§ ROWS
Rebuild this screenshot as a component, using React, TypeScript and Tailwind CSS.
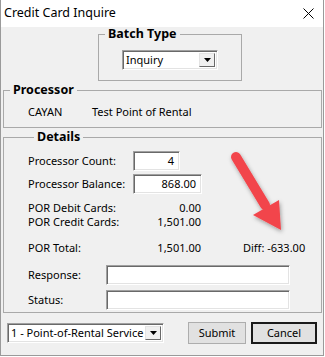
import type { ReactNode } from 'react'

const sunken =
  'bg-white border border-t-[#a0a0a0] border-l-[#a0a0a0] border-r-white border-b-white shadow-[inset_1px_1px_0_#696969,inset_-1px_-1px_0_#e3e3e3]'

function Caret() {
  return (
    <svg width="7" height="4" viewBox="0 0 7 4">
      <path d="M0 0h7L3.5 4z" fill="#000" />
    </svg>
  )
}

function Combo({ text, className }: { text: string; className: string }) {
  return (
    <div className={`${sunken} ${className} flex items-stretch p-[2px] overflow-hidden`}>
      <div className="flex-1 whitespace-nowrap pl-[1px] leading-[14px]">{text}</div>
      <div className="w-[16px] flex items-center justify-center bg-[#f0f0f0] border border-t-[#e3e3e3] border-l-[#e3e3e3] border-r-[#696969] border-b-[#696969]">
        <Caret />
      </div>
    </div>
  )
}

function Group({ title, className, children }: { title: string; className: string; children: ReactNode }) {
  return (
    <fieldset className={`border border-[#a9a9a9] ${className}`}>
      <legend className="ml-[6px] px-[3px] font-bold text-[12.5px] leading-[14px]">{title}</legend>
      {children}
    </fieldset>
  )
}

function Field({ label, width, labelWidth, value, className }: { label: string; width: string; labelWidth: string; value?: string; className: string }) {
  return (
    <div className={`flex items-center h-[20px] ${className}`}>
      <span className={labelWidth}>{label}</span>
      <div className={`${sunken} ${width} h-[20px] text-right pr-[5px] leading-[18px]`}>{value}</div>
    </div>
  )
}

function Row({ label, value, className, extra }: { label: string; value: string; className: string; extra?: string }) {
  return (
    <div className={`flex h-[14px] leading-[14px] ${className}`}>
      <span className="w-[105px]">{label}</span>
      <span className="w-[68px] text-right">{value}</span>
      {extra && <span className="ml-[42px]">{extra}</span>}
    </div>
  )
}

export default function App() {
  return (
    <div className="relative w-[324px] h-[356px] flex flex-col border-x border-b border-[#9a9a9a] text-[11px] text-black font-['Noto_Sans','Liberation_Sans',sans-serif]">
      <div className="h-[27px] bg-white flex items-center justify-between pl-[3px] pr-[9px] text-[12.5px]">
        <span>Credit Card Inquire</span>
        <svg width="11" height="11" viewBox="0 0 11 11">
          <path d="M0.5 0.5l10 10M10.5 0.5l-10 10" stroke="#000" strokeWidth="1" />
        </svg>
      </div>

      <div className="flex-1 bg-[#f0f0f0] pl-[1px] flex flex-col">
        <Group title="Batch Type" className="ml-[96px] w-[144px] pb-[10px]">
          <Combo text="Inquiry" className="ml-[23px] mt-[9px] w-[96px] h-[20px]" />
        </Group>

        <Group title="Processor" className="mt-[2px] ml-[1px] w-[319px] pb-[8px]">
          <div className="flex mt-[8px] h-[14px] leading-[14px] pl-[24px]">
            <span className="w-[64px]">CAYAN</span>
            <span>Test Point of Rental</span>
          </div>
        </Group>

        <Group title="Details" className="mt-[2px] ml-[1px] w-[319px] pb-[2px] pl-[24px]">
          <Field label="Processor Count:" labelWidth="w-[105px]" width="w-[47px]" value="4" className="mt-[7px]" />
          <Field label="Processor Balance:" labelWidth="w-[105px]" width="w-[69px]" value="868.00" className="mt-[3px]" />
          <Row label="POR Debit Cards:" value="0.00" className="mt-[7px]" />
          <Row label="POR Credit Cards:" value="1,501.00" className="" />
          <Row label="POR Total:" value="1,501.00" className="mt-[12px]" extra="Diff: -633.00" />
          <Field label="Response:" labelWidth="w-[78px]" width="w-[184px]" className="mt-[10px]" />
          <Field label="Status:" labelWidth="w-[78px]" width="w-[184px]" className="mt-[5px]" />
        </Group>

        <div className="flex items-center mt-[9px] h-[22px]">
          <Combo text="1 - Point-of-Rental Service" className="ml-[5px] w-[157px] h-[20px]" />
          <button className="ml-[24px] w-[58px] h-[22px] bg-[#e1e1e1] border border-[#adadad]">Submit</button>
          <button className="ml-[5px] w-[66px] h-[22px] bg-[#e1e1e1] border-2 border-[#1a1a1a]">Cancel</button>
        </div>
      </div>

      {/* red callout arrow pointing at the diff */}
      <svg className="absolute left-[220px] top-[145px]" width="70" height="95" viewBox="0 0 70 95">
        <defs>
          <filter id="sh" x="-30%" y="-30%" width="160%" height="160%">
            <feDropShadow dx="1" dy="2" stdDeviation="2" floodColor="#000" floodOpacity="0.35" />
          </filter>
        </defs>
        <g filter="url(#sh)" fill="#f2454b">
          <line x1="15" y1="12" x2="44" y2="60" stroke="#f2454b" strokeWidth="10" strokeLinecap="round" />
          <path d="M32 70L58 55L60 85z" />
        </g>
      </svg>
    </div>
  )
}
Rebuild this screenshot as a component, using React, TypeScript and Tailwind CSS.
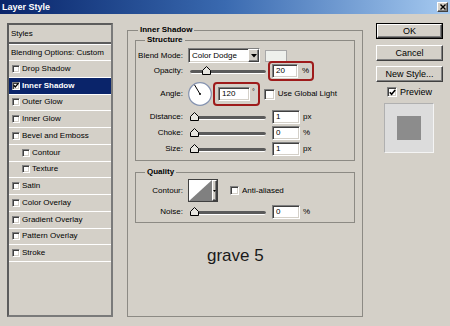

§ INSTRUCTIONS TO FOLLOW
Set the pictures aside and transcribe the data above exactly.

§ WORKED SOLUTION
Rebuild this screenshot as a component, using React, TypeScript and Tailwind CSS.
import type { ReactNode } from 'react'

const sunken =
  'bg-white border border-t-[#a0a0a0] border-l-[#a0a0a0] border-r-white border-b-white shadow-[inset_1px_1px_0_#696969,inset_-1px_-1px_0_#e3e3e3]'

function Caret() {
  return (
    <svg width="7" height="4" viewBox="0 0 7 4">
      <path d="M0 0h7L3.5 4z" fill="#000" />
    </svg>
  )
}

function Combo({ text, className }: { text: string; className: string }) {
  return (
    <div className={`${sunken} ${className} flex items-stretch p-[2px] overflow-hidden`}>
      <div className="flex-1 whitespace-nowrap pl-[1px] leading-[14px]">{text}</div>
      <div className="w-[16px] flex items-center justify-center bg-[#f0f0f0] border border-t-[#e3e3e3] border-l-[#e3e3e3] border-r-[#696969] border-b-[#696969]">
        <Caret />
      </div>
    </div>
  )
}

function Group({ title, className, children }: { title: string; className: string; children: ReactNode }) {
  return (
    <fieldset className={`border border-[#a9a9a9] ${className}`}>
      <legend className="ml-[6px] px-[3px] font-bold text-[12.5px] leading-[14px]">{title}</legend>
      {children}
    </fieldset>
  )
}

function Field({ label, width, labelWidth, value, className }: { label: string; width: string; labelWidth: string; value?: string; className: string }) {
  return (
    <div className={`flex items-center h-[20px] ${className}`}>
      <span className={labelWidth}>{label}</span>
      <div className={`${sunken} ${width} h-[20px] text-right pr-[5px] leading-[18px]`}>{value}</div>
    </div>
  )
}

function Row({ label, value, className, extra }: { label: string; value: string; className: string; extra?: string }) {
  return (
    <div className={`flex h-[14px] leading-[14px] ${className}`}>
      <span className="w-[105px]">{label}</span>
      <span className="w-[68px] text-right">{value}</span>
      {extra && <span className="ml-[42px]">{extra}</span>}
    </div>
  )
}

export default function App() {
  return (
    <div className="relative w-[324px] h-[356px] flex flex-col border-x border-b border-[#9a9a9a] text-[11px] text-black font-['Noto_Sans','Liberation_Sans',sans-serif]">
      <div className="h-[27px] bg-white flex items-center justify-between pl-[3px] pr-[9px] text-[12.5px]">
        <span>Credit Card Inquire</span>
        <svg width="11" height="11" viewBox="0 0 11 11">
          <path d="M0.5 0.5l10 10M10.5 0.5l-10 10" stroke="#000" strokeWidth="1" />
        </svg>
      </div>

      <div className="flex-1 bg-[#f0f0f0] pl-[1px] flex flex-col">
        <Group title="Batch Type" className="ml-[96px] w-[144px] pb-[10px]">
          <Combo text="Inquiry" className="ml-[23px] mt-[9px] w-[96px] h-[20px]" />
        </Group>

        <Group title="Processor" className="mt-[2px] ml-[1px] w-[319px] pb-[8px]">
          <div className="flex mt-[8px] h-[14px] leading-[14px] pl-[24px]">
            <span className="w-[64px]">CAYAN</span>
            <span>Test Point of Rental</span>
          </div>
        </Group>

        <Group title="Details" className="mt-[2px] ml-[1px] w-[319px] pb-[2px] pl-[24px]">
          <Field label="Processor Count:" labelWidth="w-[105px]" width="w-[47px]" value="4" className="mt-[7px]" />
          <Field label="Processor Balance:" labelWidth="w-[105px]" width="w-[69px]" value="868.00" className="mt-[3px]" />
          <Row label="POR Debit Cards:" value="0.00" className="mt-[7px]" />
          <Row label="POR Credit Cards:" value="1,501.00" className="" />
          <Row label="POR Total:" value="1,501.00" className="mt-[12px]" extra="Diff: -633.00" />
          <Field label="Response:" labelWidth="w-[78px]" width="w-[184px]" className="mt-[10px]" />
          <Field label="Status:" labelWidth="w-[78px]" width="w-[184px]" className="mt-[5px]" />
        </Group>

        <div className="flex items-center mt-[9px] h-[22px]">
          <Combo text="1 - Point-of-Rental Service" className="ml-[5px] w-[157px] h-[20px]" />
          <button className="ml-[24px] w-[58px] h-[22px] bg-[#e1e1e1] border border-[#adadad]">Submit</button>
          <button className="ml-[5px] w-[66px] h-[22px] bg-[#e1e1e1] border-2 border-[#1a1a1a]">Cancel</button>
        </div>
      </div>

      {/* red callout arrow pointing at the diff */}
      <svg className="absolute left-[220px] top-[145px]" width="70" height="95" viewBox="0 0 70 95">
        <defs>
          <filter id="sh" x="-30%" y="-30%" width="160%" height="160%">
            <feDropShadow dx="1" dy="2" stdDeviation="2" floodColor="#000" floodOpacity="0.35" />
          </filter>
        </defs>
        <g filter="url(#sh)" fill="#f2454b">
          <line x1="15" y1="12" x2="44" y2="60" stroke="#f2454b" strokeWidth="10" strokeLinecap="round" />
          <path d="M32 70L58 55L60 85z" />
        </g>
      </svg>
    </div>
  )
}
Rebuild this screenshot as a component, using React, TypeScript and Tailwind CSS.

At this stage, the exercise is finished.